NIMBY fights are usually about size and affordability, but these issues mean very different things in different places, as the Woodland Hills fight shows.

In New York City, rezonings tend to be for multifamily buildings in progressive neighborhoods, where opponents demand shorter buildings and more affordability.

In suburban areas, opponents tend to be single-family homeowners who want projects to have fewer units and less affordability, because they fear traffic and poor people.

The Woodland Hills project will have 97 affordable apartments, most of them for seniors. Another 175 homes will be single-family and 126 will be apartments. It adds up to 76 percent market-rate and 24 percent affordable, which in Crown Heights would have people screaming “gentrification!” 

The NIMBYs of Woodland Hills — a community of 80,000 people — are mostly aghast at the idea of having about 800 new neighbors. This 1 percent population increase, they say, would cause gridlock in the event of a fire disaster like the one they witnessed from their cul-de-sacs last winter.

I am not persuaded. If there’s gridlock during a fire, 99 percent of it would be caused by the current residents. If the situation were as dangerous as they claim, they would be moving out en masse, or the government would be condemning their homes. That isn’t happening.

What we’re thinking about: Will Gov. Kathy Hochul’s proposals to address rising insurance costs for multifamily housing amount to anything? What about her promise to reform J-51? See pages 32 to 35 of her State of the State Book and send your thoughts to eengquist@therealdeal.com.

A thing we’ve learned: If you have a New York building with large refrigeration equipment, you must report its leakage rate to the state Department of Environmental Conservation in March or face a fine of up to $2,500 plus $500 per day after that. The deadline for medium-sized equipment is June. The idea is to curb leaks that contribute to climate change.

Elsewhere…

Rent control, a poster child among economists for the wrong way to address housing affordability, could be returning to Massachusetts — not because socialists have taken over the legislature, but because a proposal appears destined for the statewide ballot in November.

One poll found 63 percent of voters would support and only 31 percent would oppose the proposal, which would cap rent increases at 5 percent a year or the rate of inflation, whichever is lower.

Housing guru Jay Parsons is raising alarms.

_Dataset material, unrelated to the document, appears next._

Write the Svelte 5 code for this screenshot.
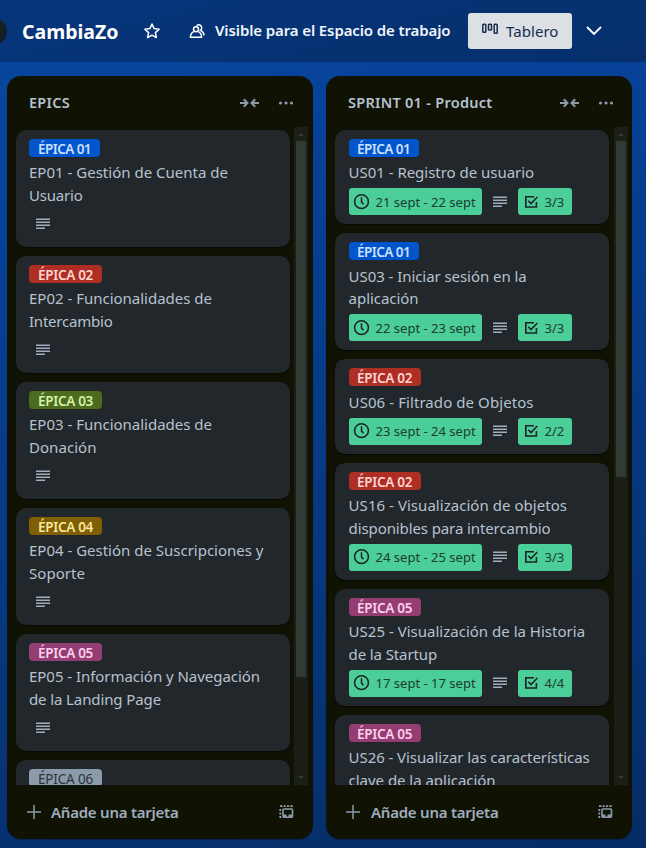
<script>
  // Tracks a line of text so that it fills the given width.
  function fit(node, width) {
    if (!width) return;
    const natural = node.getBoundingClientRect().width;
    const spacing = (width - natural) / node.textContent.length;
    node.style.letterSpacing = `${spacing.toFixed(3)}px`;
  }

  const lists = [
    {
      title: 'EPICS', titleWidth: 41, thumb: 536,
      cards: [
        { epic: 1, lines: [['EP01 - Gestión de Cuenta de', 199], ['Usuario', 53.5]] },
        { epic: 2, lines: [['EP02 - Funcionalidades de', 183], ['Intercambio', 83.5]] },
        { epic: 3, lines: [['EP03 - Funcionalidades de', 183], ['Donación', 67.5]] },
        { epic: 4, lines: [['EP04 - Gestión de Suscripciones y', 234.5], ['Soporte', 56]] },
        { epic: 5, lines: [['EP05 - Información y Navegación', 231], ['de la Landing Page', 132]] },
        { epic: 6, lines: [] }
      ]
    },
    {
      title: 'SPRINT 01 - Product', titleWidth: 144.5, thumb: 336,
      cards: [
        { epic: 1, lines: [['US01 - Registro de usuario', 185.5]], dates: '21 sept - 22 sept', checks: '3/3' },
        { epic: 1, lines: [['US03 - Iniciar sesión en la', 178], ['aplicación', 70]], dates: '22 sept - 23 sept', checks: '3/3' },
        { epic: 2, lines: [['US06 - Filtrado de Objetos', 185]], dates: '23 sept - 24 sept', checks: '2/2' },
        { epic: 2, lines: [['US16 - Visualización de objetos', 218.5], ['disponibles para intercambio', 202]], dates: '24 sept - 25 sept', checks: '3/3' },
        { epic: 5, lines: [['US25 - Visualización de la Historia', 236.5], ['de la Startup', 88.5]], dates: '17 sept - 17 sept', checks: '4/4' },
        { epic: 5, lines: [['US26 - Visualizar las características', 241], ['clave de la aplicación', 147]] }
      ]
    }
  ];
</script>

<div class="board">
  <header>
    <span class="logo"></span>
    <h1><span use:fit={96.5}>CambiaZo</span></h1>
    <svg class="star" width="18" height="18" viewBox="0 0 18 18"><path d="M9 2l2.100 4.600 5 .6-3.700 3.400 1 5L9 13.200l-4.400 2.400 1-5L1.900 7.200l5-.6z" fill="none" stroke="currentColor" stroke-width="1.500" stroke-linejoin="round" /></svg>
    <svg class="people" width="18" height="18" viewBox="0 0 18 18" fill="none" stroke="currentColor" stroke-width="1.500">
      <circle cx="8" cy="7.300" r="2.500" />
      <path d="M5.800 9.600c-2 .9-3.400 2.900-3.400 5.600h11.200c0-2.700-1.400-4.700-3.400-5.600" stroke-linejoin="round" />
      <path d="M8.600 3.700c2-2 5.200-.7 5.100 2.200 0 1.100-.5 1.900-1.200 2.500 2 .9 3.300 2.500 3.600 5" />
    </svg>
    <span class="visibility"><span use:fit={235.5}>Visible para el Espacio de trabajo</span></span>
    <button class="view">
      <svg width="18" height="18" viewBox="0 0 18 18" fill="none" stroke="currentColor" stroke-width="1.500"><rect x="1.800" y="4.300" width="3" height="8" rx=".8" /><rect x="7.500" y="4.300" width="3" height="5.700" rx=".8" /><rect x="13.200" y="4.300" width="3" height="8.900" rx=".8" /></svg>
      <span use:fit={52.5}>Tablero</span>
    </button>
    <svg class="chevron" width="18" height="18" viewBox="0 0 18 18"><path d="M2 5l7 7 7-7" fill="none" stroke="currentColor" stroke-width="1.800" /></svg>
  </header>

  <main>
    {#each lists as list}
      <section>
        <div class="head">
          <h2><span use:fit={list.titleWidth}>{list.title}</span></h2>
          <svg width="20" height="12" viewBox="0 0 20 12" fill="none" stroke="currentColor" stroke-width="2"><path d="M0 6H7.500M3.800 2.200L7.500 6 3.800 9.800M19 6h-7.500M15.200 2.200L11.500 6l3.700 3.800" /></svg>
          <svg class="more" width="16" height="4" viewBox="0 0 16 4" fill="currentColor"><circle cx="2.500" cy="2" r="1.600" /><circle cx="8" cy="2" r="1.600" /><circle cx="13.500" cy="2" r="1.600" /></svg>
        </div>

        <div class="body">
          <div class="cards">
            {#each list.cards as card}
              <article>
                <div class="label e{card.epic}"><span use:fit={card.epic === 1 ? 53 : 55}>ÉPICA 0{card.epic}</span></div>
                <div class="title">
                  {#each card.lines as [text, width]}
                    <div><span use:fit={width}>{text}</span></div>
                  {/each}
                </div>
                <div class="badges">
                  {#if card.dates}
                    <div class="badge done date">
                      <svg width="18" height="18" viewBox="0 0 18 18" fill="none" stroke="currentColor" stroke-width="1.500"><circle cx="8.500" cy="8.700" r="6.900" /><path d="M8.500 4.200V8.900l2 2.300" /></svg>
                      <span use:fit={100}>{card.dates}</span>
                    </div>
                  {/if}
                  <div class="badge desc">
                    <svg width="18" height="18" viewBox="0 0 18 18" stroke="currentColor" stroke-width="1.400"><path d="M2 4.200h14M2 7.200h14M2 10.200h14M2 13.200h9" /></svg>
                  </div>
                  {#if card.checks}
                    <div class="badge done check">
                      <svg width="18" height="18" viewBox="0 0 18 18" fill="none" stroke="currentColor" stroke-width="1.600"><path d="M12 3.700H3.800v10.300h10.600V9M6.300 7.700L9 10.500l6.300-6.500" /></svg>
                      <span use:fit={19.5}>{card.checks}</span>
                    </div>
                  {/if}
                </div>
              </article>
            {/each}
          </div>
          <div class="scroll">
            <svg width="14" height="14" viewBox="0 0 14 14"><path d="M4 9h6L7 6z" fill="#323a35" /></svg>
            <div class="thumb" style="height: {list.thumb}px"></div>
            <svg class="down" width="14" height="14" viewBox="0 0 14 14"><path d="M4 5h6L7 8z" fill="#323a35" /></svg>
          </div>
        </div>

        <div class="foot">
          <svg width="14" height="14" viewBox="0 0 14 14"><path d="M7 0v14M0 7h14" stroke="currentColor" stroke-width="1.500" /></svg>
          <span class="add"><span use:fit={127.5}>Añade una tarjeta</span></span>
          <svg class="template" width="15" height="14" viewBox="0 0 15 14" fill="none" stroke="currentColor"><rect x="4" y="4" width="9.500" height="8.300" rx="1" stroke-width="1.600" /><path d="M4 10.800h3.500M9.500 10.800h4" stroke-width="2.400" /><path d="M1.300 13v-2M1.300 9.500v-2M1.300 6V4M1 1.200h2.400M4.600 1.200h2.200M8 1.200h2.200M11.400 1.200h2.400" stroke-width="1.800" /></svg>
        </div>
      </section>
    {/each}
  </main>
</div>

<style>
  :global(body) { margin: 0; }
  .board {
    width: 646px; height: 848px; overflow: hidden;
    display: flex; flex-direction: column;
    background: linear-gradient(165deg, #08479f 0%, #07429a 20%, #073477 75%, #062c65 100%);
    font-family: "Noto Sans", "Open Sans", sans-serif;
    font-size: 15px; color: #b6c2cf;
  }
  svg { display: block; flex: none; }
  span { white-space: nowrap; }
  header {
    height: 62px; flex: none; box-sizing: border-box;
    display: flex; align-items: center;
    background: linear-gradient(165deg, #06367c, #062f6b);
    color: #fff;
  }
  .logo {
    width: 27px; height: 27px; margin-left: -20px; flex: none;
    border-radius: 50%; background: #171f26;
  }
  h1 { margin: 1px 0 0 15px; width: 97px; font-size: 19.500px; line-height: 28px; font-weight: 700; }
  .star { margin-left: 24px; }
  .people { margin-left: 27px; }
  .visibility { width: 236px; margin: -2px 0 0 9px; font-weight: 600; color: #f0f4fa; }
  .view {
    display: flex; align-items: center; box-sizing: border-box;
    width: 104px; height: 36px; margin-left: 17px; padding: 0 0 0 13px;
    border: 0; border-radius: 3px; background: #dcdfe4; color: #172b4d;
    font: 15px "Noto Sans", sans-serif;
  }
  .view svg { margin: -4px 7px 0 0; }
  .chevron { margin-left: 13px; }

  main { display: flex; gap: 13px; padding: 14px 0 0 7px; }
  section {
    width: 306px; height: 763px; flex: none; border-radius: 14px;
    display: flex; flex-direction: column; background: #101204;
    box-shadow: 0 1px 1px #0004;
  }
  .head { height: 51px; display: flex; align-items: center; padding: 2px 19px 0 22px; box-sizing: border-box; color: #8c9bab; }
  h2 { margin: -2px 0 0; flex: 1; font-size: 14.500px; line-height: 22px; font-weight: 600; color: #b6c2cf; }
  .more { margin-left: 18px; }
  .body { height: 658px; display: flex; overflow: hidden; }
  .cards { width: 274px; padding: 2.900px 4px 0 9px; display: flex; flex-direction: column; gap: 9px; }
  article {
    flex: none; padding: 9px 13px; border-radius: 10px; background: #22272b;
    box-shadow: 0 1px 1px #0008;
  }
  .label {
    width: max-content; height: 18px; margin-bottom: 4.400px; padding: 0 9px;
    border-radius: 4px; font-size: 13.500px; line-height: 20px; font-weight: 600;
  }
  .e1 { background: #0055cc; color: #cce0ff; }
  .e2 { background: #ae2e24; color: #ffd5d2; }
  .e3 { background: #4c6b1f; color: #d3f1a7; }
  .e4 { background: #7f5f01; color: #f8e6a0; }
  .e5 { background: #943d73; color: #fdd0ec; }
  .e6 { background: #8c9bab; color: #2c333a; font-weight: 400; }
  .title { margin-bottom: 4.600px; line-height: 22px; }
  .title div { height: 22.500px; }
  .title div + div { line-height: 23.200px; }
  .badges { display: flex; gap: 4.500px; }
  .badge { height: 27px; display: flex; align-items: center; box-sizing: border-box; padding: 0 4.500px; color: #9fadbc; font-size: 13px; }
  .done { background: #4bce97; color: #1d2125; border-radius: 3px; }
  .done span { color: #1d3b33; }
  .date { width: 133px; }
  .check { width: 54px; }
  .badge svg + span { margin-left: 4.500px; }
  .scroll { width: 14px; display: flex; flex-direction: column; align-items: center; background: #1c1f16; }
  .thumb { width: 10px; background: #323a35; }
  .down { margin-top: auto; }
  .foot { flex: 1; display: flex; align-items: center; padding: 0 19px 0 20px; color: #8c9bab; }
  .add { flex: 1; margin-left: 10px; font-weight: 600; color: #9fadbc; }
  section + section article { padding-left: 13.600px; }
  section + section .label { padding: 0 8.500px; }
  section + section .head { padding-right: 18.500px; }
  section + section .scroll { margin-left: 1px; }
  section + section .add { margin-left: 11px; }
</style>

“Massachusetts voters banned rent control in the 1990s due to numerous unintended consequences. Studies by MIT and Harvard later showed the REMOVAL of rent caps led to reduced crime, improved building maintenance and improved property values,” he posted on LinkedIn.

“But this is a new generation of voters — few of whom likely remember the reasons they banned rent control three decades ago.”

Closing time

Residential: The top residential deal recorded Tuesday was $8.15 million for a 4,440-square-foot townhouse at 409 Sackett Street in Carroll Gardens. Ellen Gottleib and Neely Johnson with Corcoran had the listing.

Commercial: The top commercial deal recorded was $141 million for the 283,465-square-foot, 19-story office building at 3 East 54th Street in Sutton Place. Cohen Brothers Realty sold the property to Vornado.

New to the Market: The highest price for a residential property hitting the market was $11.75 million for a 7,000-square-foot townhouse at 416 West 51st Street in Hell’s Kitchen. Clara Chung with Douglas Elliman has the listing.